I moved to NYC in 1985 and my first job was at the Doubleday Book Shop at 673 Fifth Avenue, at the NE corner of 53rd Street. (It is no longer there; Nelson Doubleday having sold the bookstores which bore his name to Barnes & Noble,which only kept the larger shop down, the street at 724 Fifth Avenue across from Trump Tower, but it can be seen in "The Boys in the Band", "The Owl and the Pussycat", and "The War Between Men and Women".) I worked there until 1988, my final position being one of the assistant managers. Helene Hanff loved that book store and came by regularly to see the staff and autograph copies of her famous book. I got to meet her and told her of my love of her book, play, and the David Jones film with Anne Bancroft and Anthony Hopkins, and in my copy, she inscribed, "To Ron, of my favorite Doubleday bookshop - the kind of fan every author should have! Helene Hanff".

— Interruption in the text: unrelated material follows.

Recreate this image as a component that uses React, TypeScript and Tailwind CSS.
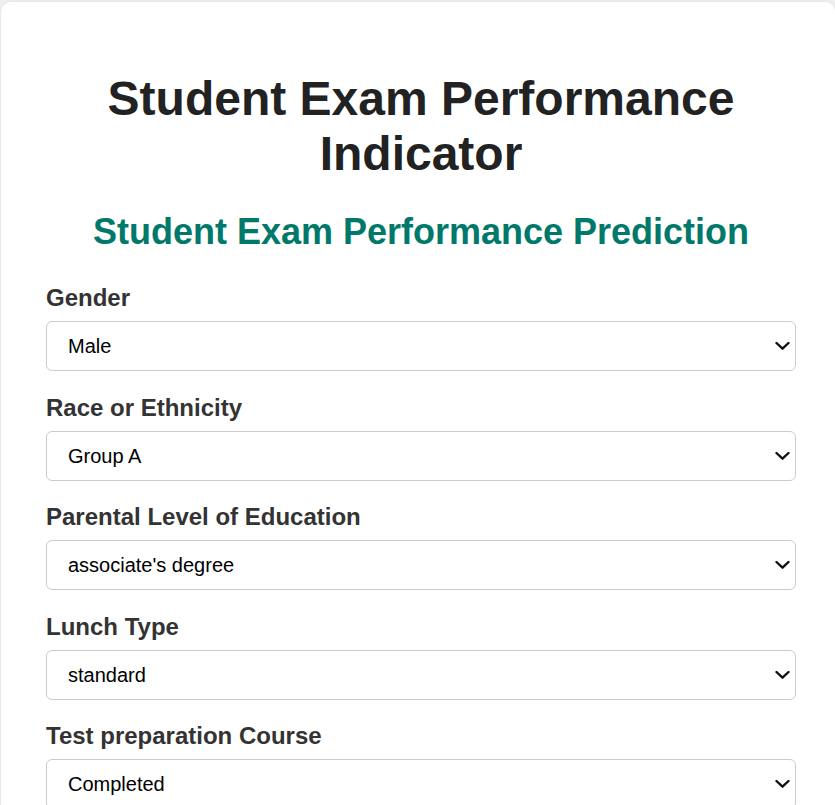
import { useState } from "react";

const fields = [
  { label: "Gender", options: ["Male", "Female"] },
  { label: "Race or Ethnicity", options: ["Group A", "Group B", "Group C", "Group D", "Group E"] },
  {
    label: "Parental Level of Education",
    options: ["associate's degree", "bachelor's degree", "high school", "master's degree", "some college", "some high school"],
  },
  { label: "Lunch Type", options: ["standard", "free/reduced"] },
  { label: "Test preparation Course", options: ["Completed", "None"] },
];

const Chevron = () => (
  <svg
    className="pointer-events-none absolute right-[6px] top-1/2 -translate-y-1/2"
    width="15"
    height="9"
    viewBox="0 0 15 9"
    fill="none"
  >
    <path d="M1.5 1.5 L7.5 7.2 L13.5 1.5" stroke="#111" strokeWidth="2.4" strokeLinecap="round" strokeLinejoin="round" />
  </svg>
);

const App = () => {
  const [values, setValues] = useState<string[]>(fields.map((f) => f.options[0]));

  return (
    <div className="min-h-screen bg-[#f2f2f2] pt-[2px] pl-[1px] font-['Liberation_Sans',Arial,sans-serif]">
      <div className="bg-white rounded-t-[10px] shadow-[0_0_8px_rgba(0,0,0,0.08)] pl-[45px] pr-[39px] pt-[69px] pb-10">
        <h1 className="text-center text-[48px] leading-[55px] font-bold text-[#222]">
          Student Exam Performance Indicator
        </h1>
        <h2 className="mt-[30px] text-center text-[36px] leading-[42px] font-bold text-[#00796b]">
          Student Exam Performance Prediction
        </h2>
        <form className="mt-[31px] flex flex-col">
          {fields.map((field, i) => (
            <div key={field.label} className="mb-[22.5px] flex flex-col">
              <label className="mb-[9px] text-[24px] leading-[28px] font-bold text-[#333]">
                {field.label}
              </label>
              <div className="relative">
                <select
                  value={values[i]}
                  onChange={(e) => {
                    const next = [...values];
                    next[i] = e.target.value;
                    setValues(next);
                  }}
                  className="block h-[50px] w-full appearance-none rounded-[6px] border border-[#ccc] bg-white pl-[21px] pr-8 text-[20px] text-black"
                >
                  {field.options.map((o) => (
                    <option key={o}>{o}</option>
                  ))}
                </select>
                <Chevron />
              </div>
            </div>
          ))}
        </form>
      </div>
    </div>
  );
};

export default App;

Like Helene, when I finally made it to London in 1990, the Marks & Co. bookstore was gone, but we did manage to find the spot where it had stood. Yes, there was a plaque outside and it was at that time a record shop, but copies of the books she wrote were on sale inside. So, at least for me, like Helene says in her book..."whatever you go looking for in London...it's there." It was!

I write this in tribute to a wonderfully feisty woman who will always be with us, thanks to Anne Bancroft's magnificently warm portrayal (although Ellen Burstyn was equally good). When she died April 9, 1997, I clipped the obituary from the paper and tucked it inside my copy. Bravo, Miss Hanff!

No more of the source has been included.